Actually Brownstoner, your post WAS “a controversial or rancor-baiting sentiment.” Claiming now that you were just wondering if some detail may have been lost is not at all what you posted. Here it is: “on the other, the intact interior of a brownstone on the definitive brownstone block in the city was lost in the process.” You don’t know what was lost, if anything. That’s rancor-baiting inn my book.
Personal revisionist history is hard to pull of when there’s a written record posted on your own website.
They blew out the floor (at least at the rear) between the garden level and parlor level, how could they not have changed the parlor level?
I really dislike that double-height mezzanine business. I think its McMansion-ey and a little vulgar frankly.

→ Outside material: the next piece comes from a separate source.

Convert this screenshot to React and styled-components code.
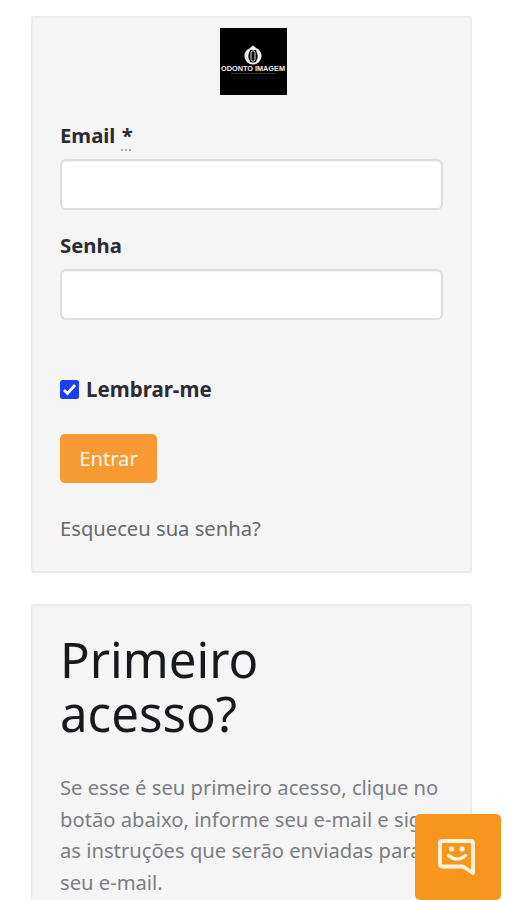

If you check architect’s website it seems like the major part of this renovation happened in cellar, garden floor and back of parlor floor. The house seems to have all the beautiful details well preserved on parlor floor. It is a great mixture of modern and traditional. Take a look at the architect’s photos and sketches(under Dalton house) Good job. I do not want to even ask about the cost.
People with the kind of money to do this kind of renovation usually buy the nicest houses, which in historic districts usually means the ones with the most detail. People will not pass up a good house because it has too much detail.
In thirty years a talented young architect may be hired to turn this back into an 1860’s interior. By that time the freshness and crispness of the design will be gone, it will be beat-up and altered and look terribly tired and dated.
Some of the ultra-modern touches don’t do it for me, but overall it’s a nice job. That open wall on the back of the kitchen, leading to the deck, is absolutely killer.
I’m confused, some of the before photos look like the below grade cellar, but I don’t see corresponding finished photos. I love the opened up the ground floor access to the garden.
The concept of placing ultra-modern interiors inside historic buildings is actually an old one. Brooklyn Heights and the Upper East Side have plenty of examples of wild 1950’s and even 1940’s interiors in old building. The difference is that in the old days, prior to the landmarks law, the rehab would be reflected on the exterior through the elimination of stoops and old-fashioned windows, fussy cornies, etc.
Then the fashion changed and people rediscovered the beauty of period design. Many 1950’s Zoom-Zoomy interiors were replaced with Victorian and Edwardian formality. Reproduction cornices and stoops went back up on houses that had been “updated” the generation before.
Now, again, the style seems to be swinging back to ultra-modern. Fortunately the Landmarks Commission will not let owners replace their brownstone facades with glass curtain walls (you know they would if they could) so it becomes a more private phenomenon. One has no idea until inside that a vintage house has an ultra-sleek interior. Not so many years ago the concept of “pre-war layout” was a marketing plus, but no more. Now it’s all about loft living. Tastes change, affluent people will pursue the latest trends to express their taste and individuality. In that sense “plus ca change, plus c’est la meme chose”.
Num Yummy!!! Exactly what I want for my next abode. Now if only my wife let’s me sell the old money pit and get a new one.